IBM did not devour the world. Neither did Microsoft.
Google won't either. But just as those once-feared, now-mature technology behemoths did in the past, it is dramatically raising the bar of expectation and innovation.
The No. 1 Internet search engine has $11.2 billion in cash and no debt. It exceeded analyst expectations for earnings in all but one of its 10 quarters as a publicly traded company. Earnings nearly tripled in the fourth quarter, to $1.03 billion, on a 67 percent increase in sales over a year earlier. Its shares remain a consensus "buy" among analysts, according to Thomson Financial.
Daunting, yes. But a single company is not a technology portfolio, innovation has never been anyone's sole property and there are many trends to play. In fact, Google's success can provide something of a road map for investors in other tech shares, if not the same returns.
Google Inc. shares have soared since their initial public offering in 2004--leading some to think they may be slowing down. But experts see opportunities in other corners of the technology arena.
Consider the personal navigation device that provides displays and maps for motorists. Some analysts expect the market to triple in the next five years.
Garmin Ltd. is a leading designer and manufacturer of these global positioning systems, while SiRF Technology Holdings Inc. is the most prominent maker of computer chips that run them.
Indeed, it can be what's inside that's important. In the past two years sales have doubled for SanDisk Corp., the pioneer and leader in flash memory technologies used in portable consumer electronic devices such as music players, cell phones and digital cameras.
Investors, thanks to the example set by Google, are learning that a tech firm's ingenuity and growth potential can mean even more than being first.
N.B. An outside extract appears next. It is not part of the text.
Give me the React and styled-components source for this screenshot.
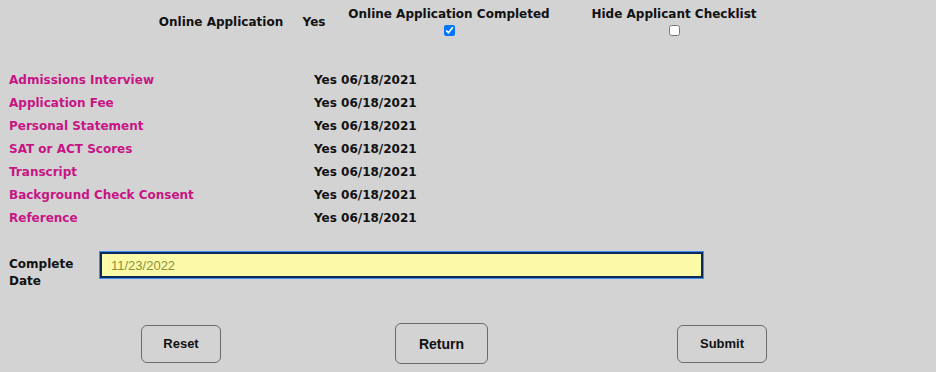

"Google changed the perception of what it takes to be a superstar," said Allen Weiner, managing vice president for the Gartner Group, a research and advisory firm in Stamford, Conn. "It came to the market when search engines were already there, but found a better way of doing it."
When Google was stealing other firms' thunder in the search engine business it was also becoming a part of pop culture--and a sizzling investment. But don't expect such lightning to strike often.
"I can't imagine technology stocks being held to the standards of Google, for there are no other companies of its size with its growth and profit margins," said Scott Kessler, director of the information technology group of Standard & Poor's Corp. in New York. "There is no peer for Google."
Although investors and analysts generally adore Google shares, a few dissenters are worth a listen. Kessler said Google stock was the right call for those who got in early and he considers its fundamentals still strong. Yet he believes it is fully valued.
"Google shares are now widely held, and it will be difficult to get additional investors involved unless the company was to undergo some basic change in the way it operates and delivers," Kessler said.
Kevin Landis, chief investment officer of Firsthand Funds in San Jose, Calif., owns shares of Garmin, SiRF Technology and SanDisk. He urges tech investors to look beyond the obvious.
"Anytime you receive a technology product or service, it is the result of cooperation among dozens of companies, a whole ecosystem bringing it to you," Landis said.
"As a consumer, it is fine to focus on the company whose name is on the outside of the box or the logo on the cell phone, but as an investor you want to look past that."
He noted that in the late 1990s everybody was talking about the Internet, but digital photography was sneaking up at the same time and replacing the old photographic technology while receiving fewer headlines.
Here are a half-dozen tech innovators--new and old, famous and unfamiliar--whose stocks merit a look, experts say:
-- L-1 Identity Solutions Inc., a provider of identity-verification systems for government, law enforcement and business to guard against identity theft and invasion of personal privacy. Landis calls it "an emerging gorilla in biometrics."
-- Echelon Corp., whose hardware and software sends information over power lines, could make meter reading obsolete by providing accurate time-of-day billing. That improves efficiency and saves energy, Landis said.
-- eBay Inc., the No. 1 global e-commerce brand, has strong fundamentals and a compelling valuation despite facing many challenges, Kessler said. Its PayPal has more accounts than American Express and Discover.
-- Nokia Corp., with its worldwide dominance of so-called smart phones, has elevated the cellular handset to a "multipurpose device for content creation, consumption and distribution," Weiner said.
-- Apple Inc., an undisputed leader in selling technology to consumers, is "without question the most innovative tech company out there, even bigger than Google as a tech cultural icon because it is a pioneer on so many fronts, such as the iPod," Weiner said.
-- Corning Inc., an older, established company doing cutting-edge scientific research, makes products such as glass for liquid crystal displays in notebook computers, flat-panel desktop monitors and LCD televisions. It benefits from the "slow but accelerating death of the cathode ray tube," Landis said.